Veo is a text-to-video model developed by Google DeepMind. Like all text-to-video models, it uses generative artificial intelligence to generate video based on user prompt engineering.

Development

In May 2024, a multimodal video generation model called Veo was announced at Google I/O 2024.^[1] Google claimed that it could generate 1080p videos beyond a minute long.^[1] In December 2024, Google released Veo 2, available via VideoFX. It supports 4K resolution video generation, and has an improved understanding of physics.^[2] In April 2025, Google announced that Veo 2 became available for advanced users on Gemini App.^[3] In May 2025, Google released Veo 3, which not only generates videos but also creates synchronized audio — including dialogue, sound effects, and ambient noise — to match the visuals.^[4]^[5] Google also announced Flow, a video-creation tool powered by Veo and Imagen.^[6]
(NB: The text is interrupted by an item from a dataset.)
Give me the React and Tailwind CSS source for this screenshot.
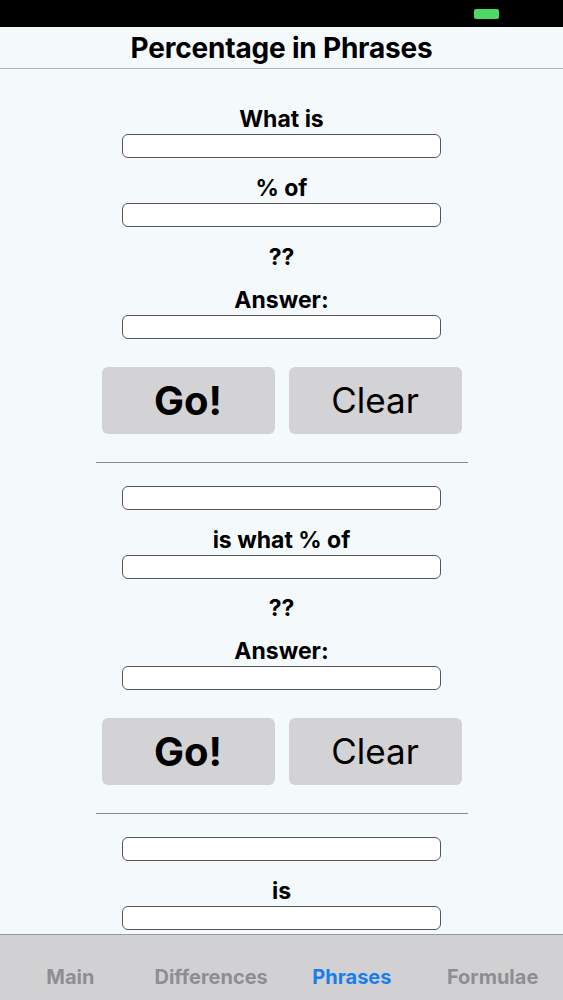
import React from "react";

const font = { fontFamily: "Inter, 'Liberation Sans', sans-serif" };

function Label({ children }) {
  return (
    <div className="h-6 flex items-center justify-center text-[23px] font-bold leading-6 text-black">
      {children}
    </div>
  );
}

function Field() {
  return <div className="mx-auto w-[319px] h-6 rounded-[6px] border border-[#555] bg-white" />;
}

function Buttons() {
  return (
    <div className="flex justify-center gap-[14px]">
      <button className="w-[173px] h-[67px] rounded-[6px] bg-[#d3d3d6] text-[40px] font-bold text-black">Go!</button>
      <button className="w-[173px] h-[67px] rounded-[6px] bg-[#d3d3d6] text-[35px] font-normal text-black">Clear</button>
    </div>
  );
}

function Divider() {
  return <div className="mx-auto w-[372px] h-px bg-[#8a8a8a]" />;
}

export default function App() {
  return (
    <div style={font} className="w-[563px] h-[1000px] flex flex-col overflow-hidden bg-[#f4f9fb]">
      <div className="h-[27px] bg-black flex items-center justify-end pr-[64px] shrink-0">
        <div className="w-[25px] h-[10px] rounded-[2px] bg-[#4cd964]" />
      </div>
      <div className="h-[42px] shrink-0 flex items-center justify-center border-b border-[#b5b5b5]">
        <span className="text-[28px] font-bold text-black tracking-[-0.2px]">Percentage in Phrases</span>
      </div>
      <div className="flex-1 overflow-hidden flex flex-col pt-[38px]">
        <Label>What is</Label>
        <div className="mt-[3px]"><Field /></div>
        <div className="mt-[18px]"><Label>% of</Label></div>
        <div className="mt-[3px]"><Field /></div>
        <div className="mt-[18px]"><Label>??</Label></div>
        <div className="mt-[19px]"><Label>Answer:</Label></div>
        <div className="mt-[3px]"><Field /></div>
        <div className="mt-[28px]"><Buttons /></div>
        <div className="mt-[28px]"><Divider /></div>
        <div className="mt-[23px]"><Field /></div>
        <div className="mt-[18px]"><Label>is what % of</Label></div>
        <div className="mt-[3px]"><Field /></div>
        <div className="mt-[17px]"><Label>??</Label></div>
        <div className="mt-[19px]"><Label>Answer:</Label></div>
        <div className="mt-[3px]"><Field /></div>
        <div className="mt-[28px]"><Buttons /></div>
        <div className="mt-[28px]"><Divider /></div>
        <div className="mt-[23px]"><Field /></div>
        <div className="mt-[18px]"><Label>is</Label></div>
        <div className="mt-[3px]"><Field /></div>
      </div>
      <div className="h-[66px] shrink-0 bg-[#d1d1d4] border-t border-[#9a9a9a] grid grid-cols-4 items-center pt-[18px]">
        <div className="text-center text-[20px] font-bold text-[#8e8e92]">Main</div>
        <div className="text-center text-[20px] font-bold text-[#8e8e92]">Differences</div>
        <div className="text-center text-[20px] font-bold text-[#1a7de9]">Phrases</div>
        <div className="text-center text-[20px] font-bold text-[#8e8e92]">Formulae</div>
      </div>
    </div>
  );
}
A key innovation of the May 2025 release of Veo 3 was that it generated music and voice to match well with the video.^[7] Google DeepMind CEO Demis Hassabis described the release as the moment when AI video generation left the era of the silent film.^[7]

Reactions

A reporter for Gizmodo reacted to the release of Veo 3 by observing that users directed the model to generate low-quality content, such as man on the street interviews or haul videos of people unboxing products.^[8] Another media commentator reported that the tool tended to repeat the same joke in response to difference prompts.^[9]

Commentators speculated that Google had trained the service on YouTube videos^[7] or Reddit posts^[9]. Google itself had not stated the source of its training content.^[7]